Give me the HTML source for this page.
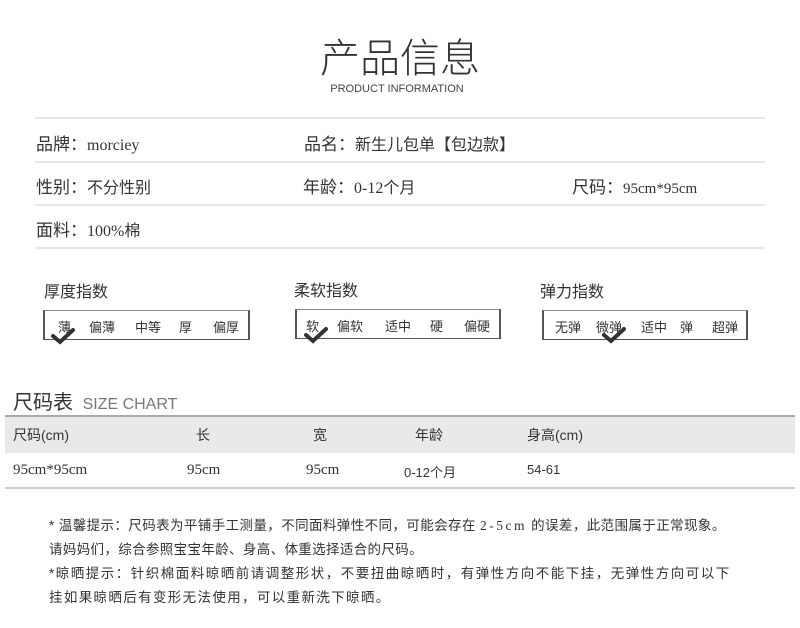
<!DOCTYPE html>
<html><head><meta charset="utf-8"><style>
*{margin:0;padding:0;box-sizing:border-box}
body{width:800px;height:628px;background:#fff;position:relative;overflow:hidden;font-family:"Liberation Sans","Noto Sans CJK SC",sans-serif;color:#333}
.a{position:absolute;white-space:nowrap}
.hl{position:absolute;left:35px;width:730px;height:2px;background:#e6e6e6}
.lab{font-size:17px;color:#333}
.ser{font-family:"Liberation Serif","Noto Serif CJK SC",serif}
.box{position:absolute;height:30px;border:1px solid #555;border-left-width:2px;border-right-width:2px;border-top-color:#888;font-size:13px;color:#333}
.box span{position:absolute;top:6px}
.chk{position:absolute}
.tr{font-size:14px}
.n{position:absolute;left:49px;font-size:13.5px;white-space:nowrap;color:#333}
</style></head><body>
<div class="a" style="left:0;width:800px;text-align:center;top:26px;font-size:40px;font-weight:300;color:#333">产品信息</div>
<div class="a" style="left:0;width:794px;text-align:center;top:83px;font-size:11px;color:#444">PRODUCT INFORMATION</div>
<div class="hl" style="top:117px"></div>
<div class="hl" style="top:161px"></div>
<div class="hl" style="top:204px"></div>
<div class="hl" style="top:247px"></div>
<div class="a lab" style="left:36px;top:130px">品牌：<span class="ser" style="font-size:16px">morciey</span></div>
<div class="a lab" style="left:304px;top:130px">品名：<span style="font-size:16px">新生儿包单【包边款】</span></div>
<div class="a lab" style="left:36px;top:173px">性别：<span style="font-size:16px">不分性别</span></div>
<div class="a lab" style="left:303px;top:173px">年龄：<span class="ser" style="font-size:16px">0-12</span><span style="font-size:16px">个月</span></div>
<div class="a lab" style="left:572px;top:173px">尺码：<span class="ser" style="font-size:15px">95cm*95cm</span></div>
<div class="a lab" style="left:36px;top:216px">面料：<span class="ser" style="font-size:16px">100%</span><span style="font-size:16px">棉</span></div>

<div class="a" style="left:44px;top:278px;font-size:16px">厚度指数</div>
<div class="a" style="left:294px;top:277px;font-size:16px">柔软指数</div>
<div class="a" style="left:540px;top:278px;font-size:16px">弹力指数</div>

<div class="box" style="left:43px;top:310px;width:207px"><span style="left:13px">薄</span><span style="left:44px">偏薄</span><span style="left:90px">中等</span><span style="left:134px">厚</span><span style="left:168px">偏厚</span></div>
<div class="box" style="left:295px;top:309px;width:206px"><span style="left:9px">软</span><span style="left:40px">偏软</span><span style="left:88px">适中</span><span style="left:133px">硬</span><span style="left:167px">偏硬</span></div>
<div class="box" style="left:542px;top:310px;width:206px"><span style="left:11px">无弹</span><span style="left:52px">微弹</span><span style="left:97px">适中</span><span style="left:136px">弹</span><span style="left:168px">超弹</span></div>
<svg class="chk" style="left:50px;top:327px" width="26" height="18"><path d="M3 9 L10 15 L23 3" stroke="#333" stroke-width="4" fill="none" stroke-linecap="round"/></svg>
<svg class="chk" style="left:303px;top:326px" width="26" height="18"><path d="M3 9 L10 15 L23 3" stroke="#333" stroke-width="4" fill="none" stroke-linecap="round"/></svg>
<svg class="chk" style="left:601px;top:326px" width="26" height="18"><path d="M3 9 L10 15 L23 3" stroke="#333" stroke-width="4" fill="none" stroke-linecap="round"/></svg>

<div class="a" style="left:13px;top:386px;font-size:20px;color:#333">尺码表 <span style="font-size:16px;color:#777;margin-left:4px">SIZE CHART</span></div>
<div class="a" style="left:5px;top:415px;width:790px;height:38px;background:#e9e9e9;border-top:2px solid #aaa"></div>
<div class="a tr" style="left:13px;top:425px">尺码(cm)</div>
<div class="a tr" style="left:196px;top:425px">长</div>
<div class="a tr" style="left:313px;top:425px">宽</div>
<div class="a tr" style="left:415px;top:425px">年龄</div>
<div class="a tr" style="left:527px;top:425px">身高(cm)</div>
<div class="a ser" style="left:13px;top:462px;font-size:15px">95cm*95cm</div>
<div class="a ser" style="left:187px;top:462px;font-size:15px">95cm</div>
<div class="a ser" style="left:306px;top:462px;font-size:15px">95cm</div>
<div class="a" style="left:404px;top:462px;font-size:13px">0-12个月</div>
<div class="a" style="left:527px;top:462px;font-size:13px">54-61</div>
<div class="a" style="left:5px;top:487px;width:790px;height:2px;background:#ccc"></div>

<div class="n" style="top:514px;letter-spacing:0.4px">* 温馨提示：尺码表为平铺手工测量，不同面料弹性不同，可能会存在 <span class="ser" style="letter-spacing:2.5px">2-5cm</span> 的误差，此范围属于正常现象。</div>
<div class="n" style="top:538px;letter-spacing:0.35px">请妈妈们，综合参照宝宝年龄、身高、体重选择适合的尺码。</div>
<div class="n" style="top:562px;letter-spacing:1.5px">*晾晒提示：针织棉面料晾晒前请调整形状，不要扭曲晾晒时，有弹性方向不能下挂，无弹性方向可以下</div>
<div class="n" style="top:586px;letter-spacing:1.35px">挂如果晾晒后有变形无法使用，可以重新洗下晾晒。</div>
</body></html>
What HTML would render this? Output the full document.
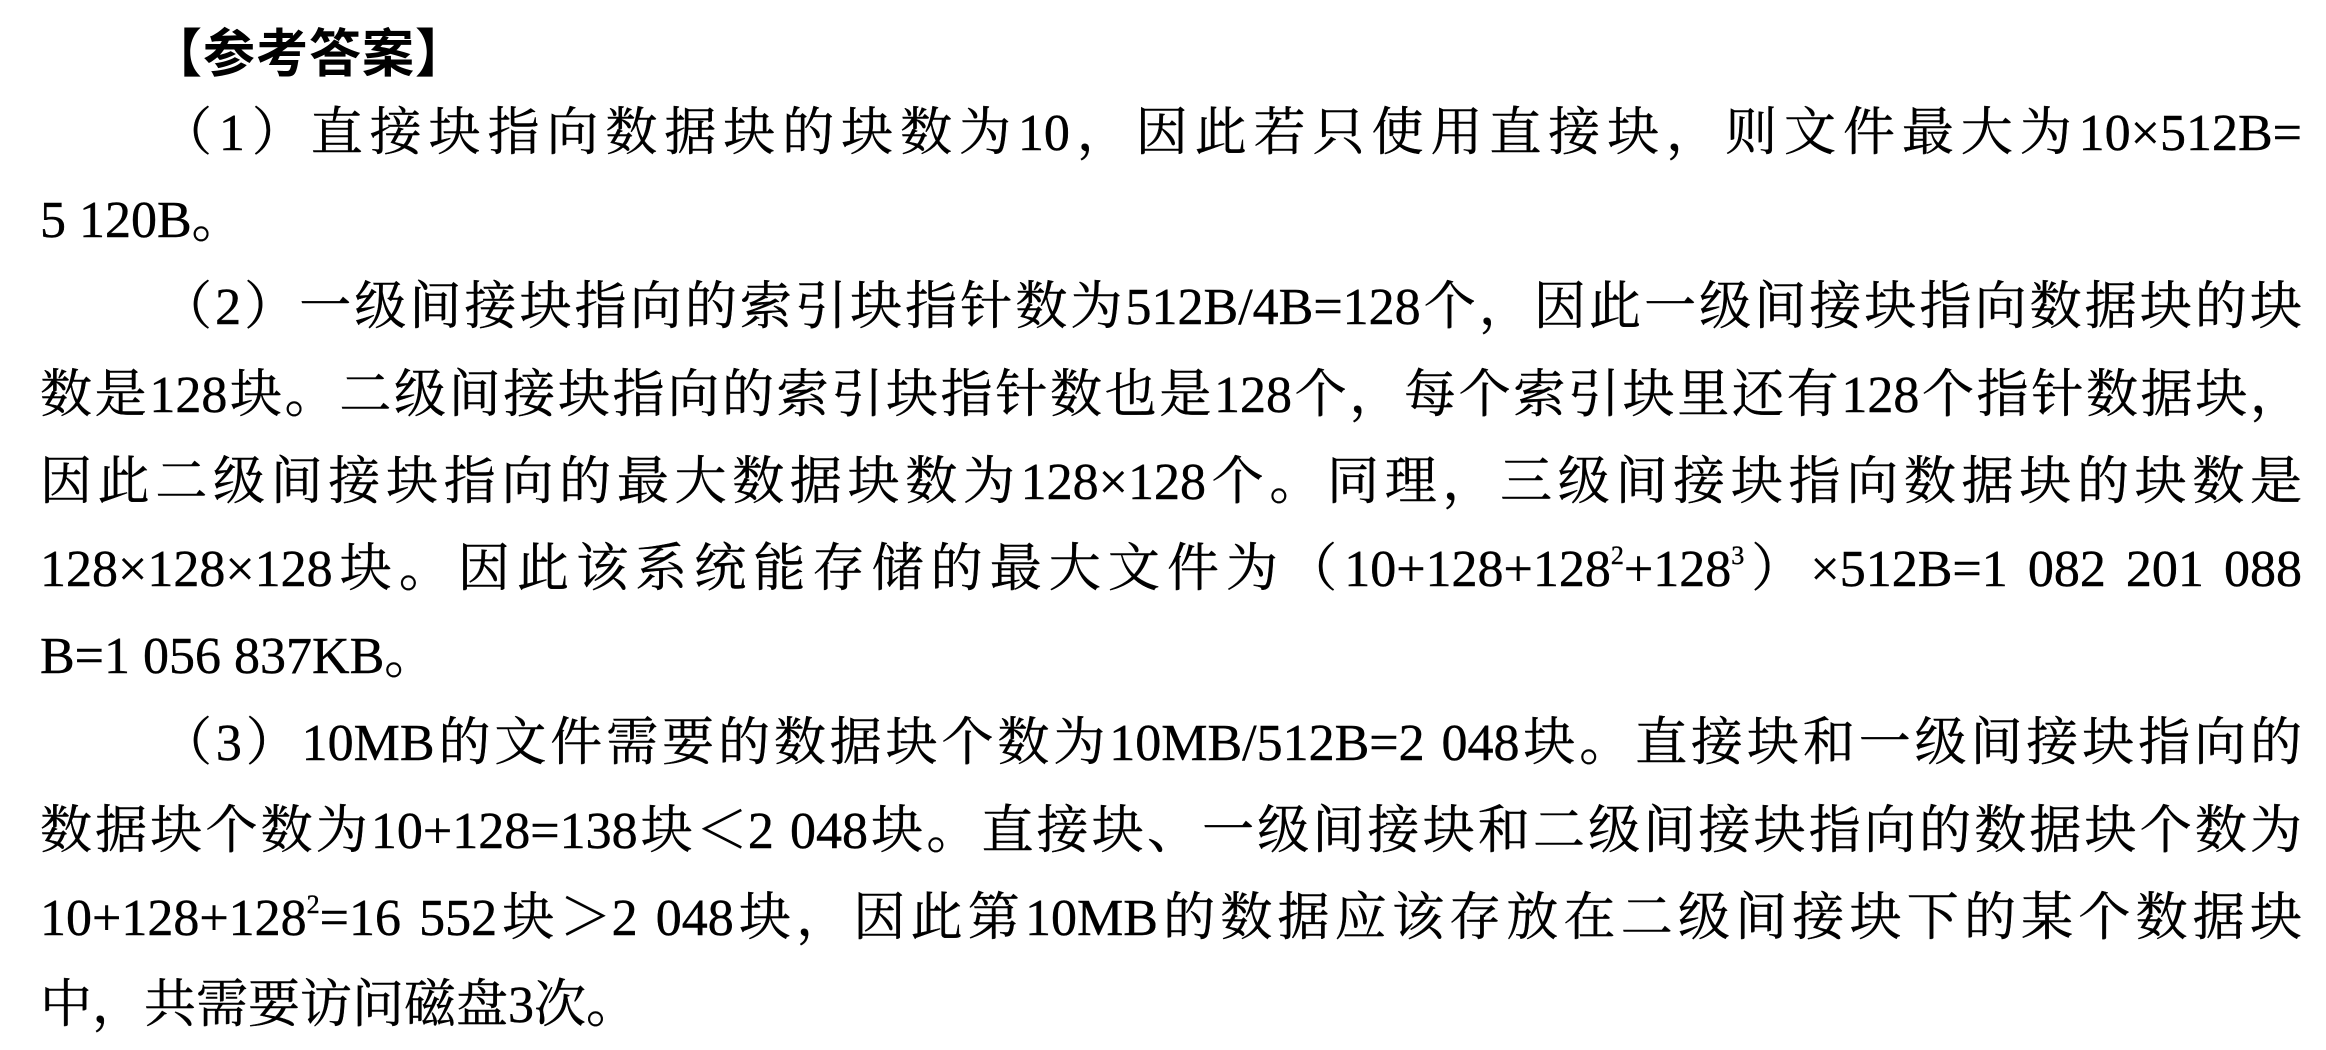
<!DOCTYPE html>
<html><head><meta charset="utf-8"><style>
html,body{margin:0;padding:0;background:#fff;}
body{width:2326px;height:1050px;overflow:hidden;position:relative;color:#000;}
.t{position:absolute;left:150px;top:8px;font:bold 52px/84px "Noto Sans CJK SC",sans-serif;letter-spacing:1px;}
.b{position:absolute;left:40px;top:90px;width:2262px;font-family:"Liberation Serif","Noto Serif CJK SC",serif;font-size:52px;line-height:87.2px;-webkit-text-stroke:0.4px #000;}
.l{height:87.2px;white-space:nowrap;text-align:justify;text-align-last:justify;overflow:visible}
.n{text-align-last:left}
.i{padding-left:120px}
sup{font-size:26px;line-height:0;vertical-align:22px}
</style></head><body>
<div class="t">【参考答案】</div>
<div class="b">
<div class="l i">（1）直接块指向数据块的块数为10，因此若只使用直接块，则文件最大为10×512B=</div>
<div class="l n">5 120B。</div>
<div class="l i">（2）一级间接块指向的索引块指针数为512B/4B=128个，因此一级间接块指向数据块的块</div>
<div class="l">数是128块。二级间接块指向的索引块指针数也是128个，每个索引块里还有128个指针数据块，</div>
<div class="l">因此二级间接块指向的最大数据块数为128×128个。同理，三级间接块指向数据块的块数是</div>
<div class="l">128×128×128块。因此该系统能存储的最大文件为（10+128+128<sup>2</sup>+128<sup>3</sup>）×512B=1 082 201 088</div>
<div class="l n">B=1 056 837KB。</div>
<div class="l i">（3）10MB的文件需要的数据块个数为10MB/512B=2 048块。直接块和一级间接块指向的</div>
<div class="l">数据块个数为10+128=138块＜2 048块。直接块、一级间接块和二级间接块指向的数据块个数为</div>
<div class="l">10+128+128<sup>2</sup>=16 552块＞2 048块，因此第10MB的数据应该存放在二级间接块下的某个数据块</div>
<div class="l n">中，共需要访问磁盘3次。</div>
</div>
</body></html>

_ _ _ _ _ _ _

▶ _Exercise prompt_
Repeat the material above verbatim. Leave the pictures behind.

▶ _Response to this task_
Give me the HTML source for this page.
<!DOCTYPE html>
<html><head><meta charset="utf-8"><style>
*{margin:0;padding:0;box-sizing:border-box}
body{width:800px;height:628px;background:#fff;position:relative;overflow:hidden;font-family:"Liberation Sans","Noto Sans CJK SC",sans-serif;color:#333}
.a{position:absolute;white-space:nowrap}
.hl{position:absolute;left:35px;width:730px;height:2px;background:#e6e6e6}
.lab{font-size:17px;color:#333}
.ser{font-family:"Liberation Serif","Noto Serif CJK SC",serif}
.box{position:absolute;height:30px;border:1px solid #555;border-left-width:2px;border-right-width:2px;border-top-color:#888;font-size:13px;color:#333}
.box span{position:absolute;top:6px}
.chk{position:absolute}
.tr{font-size:14px}
.n{position:absolute;left:49px;font-size:13.5px;white-space:nowrap;color:#333}
</style></head><body>
<div class="a" style="left:0;width:800px;text-align:center;top:26px;font-size:40px;font-weight:300;color:#333">产品信息</div>
<div class="a" style="left:0;width:794px;text-align:center;top:83px;font-size:11px;color:#444">PRODUCT INFORMATION</div>
<div class="hl" style="top:117px"></div>
<div class="hl" style="top:161px"></div>
<div class="hl" style="top:204px"></div>
<div class="hl" style="top:247px"></div>
<div class="a lab" style="left:36px;top:130px">品牌：<span class="ser" style="font-size:16px">morciey</span></div>
<div class="a lab" style="left:304px;top:130px">品名：<span style="font-size:16px">新生儿包单【包边款】</span></div>
<div class="a lab" style="left:36px;top:173px">性别：<span style="font-size:16px">不分性别</span></div>
<div class="a lab" style="left:303px;top:173px">年龄：<span class="ser" style="font-size:16px">0-12</span><span style="font-size:16px">个月</span></div>
<div class="a lab" style="left:572px;top:173px">尺码：<span class="ser" style="font-size:15px">95cm*95cm</span></div>
<div class="a lab" style="left:36px;top:216px">面料：<span class="ser" style="font-size:16px">100%</span><span style="font-size:16px">棉</span></div>

<div class="a" style="left:44px;top:278px;font-size:16px">厚度指数</div>
<div class="a" style="left:294px;top:277px;font-size:16px">柔软指数</div>
<div class="a" style="left:540px;top:278px;font-size:16px">弹力指数</div>

<div class="box" style="left:43px;top:310px;width:207px"><span style="left:13px">薄</span><span style="left:44px">偏薄</span><span style="left:90px">中等</span><span style="left:134px">厚</span><span style="left:168px">偏厚</span></div>
<div class="box" style="left:295px;top:309px;width:206px"><span style="left:9px">软</span><span style="left:40px">偏软</span><span style="left:88px">适中</span><span style="left:133px">硬</span><span style="left:167px">偏硬</span></div>
<div class="box" style="left:542px;top:310px;width:206px"><span style="left:11px">无弹</span><span style="left:52px">微弹</span><span style="left:97px">适中</span><span style="left:136px">弹</span><span style="left:168px">超弹</span></div>
<svg class="chk" style="left:50px;top:327px" width="26" height="18"><path d="M3 9 L10 15 L23 3" stroke="#333" stroke-width="4" fill="none" stroke-linecap="round"/></svg>
<svg class="chk" style="left:303px;top:326px" width="26" height="18"><path d="M3 9 L10 15 L23 3" stroke="#333" stroke-width="4" fill="none" stroke-linecap="round"/></svg>
<svg class="chk" style="left:601px;top:326px" width="26" height="18"><path d="M3 9 L10 15 L23 3" stroke="#333" stroke-width="4" fill="none" stroke-linecap="round"/></svg>

<div class="a" style="left:13px;top:386px;font-size:20px;color:#333">尺码表 <span style="font-size:16px;color:#777;margin-left:4px">SIZE CHART</span></div>
<div class="a" style="left:5px;top:415px;width:790px;height:38px;background:#e9e9e9;border-top:2px solid #aaa"></div>
<div class="a tr" style="left:13px;top:425px">尺码(cm)</div>
<div class="a tr" style="left:196px;top:425px">长</div>
<div class="a tr" style="left:313px;top:425px">宽</div>
<div class="a tr" style="left:415px;top:425px">年龄</div>
<div class="a tr" style="left:527px;top:425px">身高(cm)</div>
<div class="a ser" style="left:13px;top:462px;font-size:15px">95cm*95cm</div>
<div class="a ser" style="left:187px;top:462px;font-size:15px">95cm</div>
<div class="a ser" style="left:306px;top:462px;font-size:15px">95cm</div>
<div class="a" style="left:404px;top:462px;font-size:13px">0-12个月</div>
<div class="a" style="left:527px;top:462px;font-size:13px">54-61</div>
<div class="a" style="left:5px;top:487px;width:790px;height:2px;background:#ccc"></div>

<div class="n" style="top:514px;letter-spacing:0.4px">* 温馨提示：尺码表为平铺手工测量，不同面料弹性不同，可能会存在 <span class="ser" style="letter-spacing:2.5px">2-5cm</span> 的误差，此范围属于正常现象。</div>
<div class="n" style="top:538px;letter-spacing:0.35px">请妈妈们，综合参照宝宝年龄、身高、体重选择适合的尺码。</div>
<div class="n" style="top:562px;letter-spacing:1.5px">*晾晒提示：针织棉面料晾晒前请调整形状，不要扭曲晾晒时，有弹性方向不能下挂，无弹性方向可以下</div>
<div class="n" style="top:586px;letter-spacing:1.35px">挂如果晾晒后有变形无法使用，可以重新洗下晾晒。</div>
</body></html>
What HTML would render this? Output the full document.
<!DOCTYPE html>
<html><head><meta charset="utf-8"><style>
html,body{margin:0;padding:0;background:#fff;}
body{width:2326px;height:1050px;overflow:hidden;position:relative;color:#000;}
.t{position:absolute;left:150px;top:8px;font:bold 52px/84px "Noto Sans CJK SC",sans-serif;letter-spacing:1px;}
.b{position:absolute;left:40px;top:90px;width:2262px;font-family:"Liberation Serif","Noto Serif CJK SC",serif;font-size:52px;line-height:87.2px;-webkit-text-stroke:0.4px #000;}
.l{height:87.2px;white-space:nowrap;text-align:justify;text-align-last:justify;overflow:visible}
.n{text-align-last:left}
.i{padding-left:120px}
sup{font-size:26px;line-height:0;vertical-align:22px}
</style></head><body>
<div class="t">【参考答案】</div>
<div class="b">
<div class="l i">（1）直接块指向数据块的块数为10，因此若只使用直接块，则文件最大为10×512B=</div>
<div class="l n">5 120B。</div>
<div class="l i">（2）一级间接块指向的索引块指针数为512B/4B=128个，因此一级间接块指向数据块的块</div>
<div class="l">数是128块。二级间接块指向的索引块指针数也是128个，每个索引块里还有128个指针数据块，</div>
<div class="l">因此二级间接块指向的最大数据块数为128×128个。同理，三级间接块指向数据块的块数是</div>
<div class="l">128×128×128块。因此该系统能存储的最大文件为（10+128+128<sup>2</sup>+128<sup>3</sup>）×512B=1 082 201 088</div>
<div class="l n">B=1 056 837KB。</div>
<div class="l i">（3）10MB的文件需要的数据块个数为10MB/512B=2 048块。直接块和一级间接块指向的</div>
<div class="l">数据块个数为10+128=138块＜2 048块。直接块、一级间接块和二级间接块指向的数据块个数为</div>
<div class="l">10+128+128<sup>2</sup>=16 552块＞2 048块，因此第10MB的数据应该存放在二级间接块下的某个数据块</div>
<div class="l n">中，共需要访问磁盘3次。</div>
</div>
</body></html>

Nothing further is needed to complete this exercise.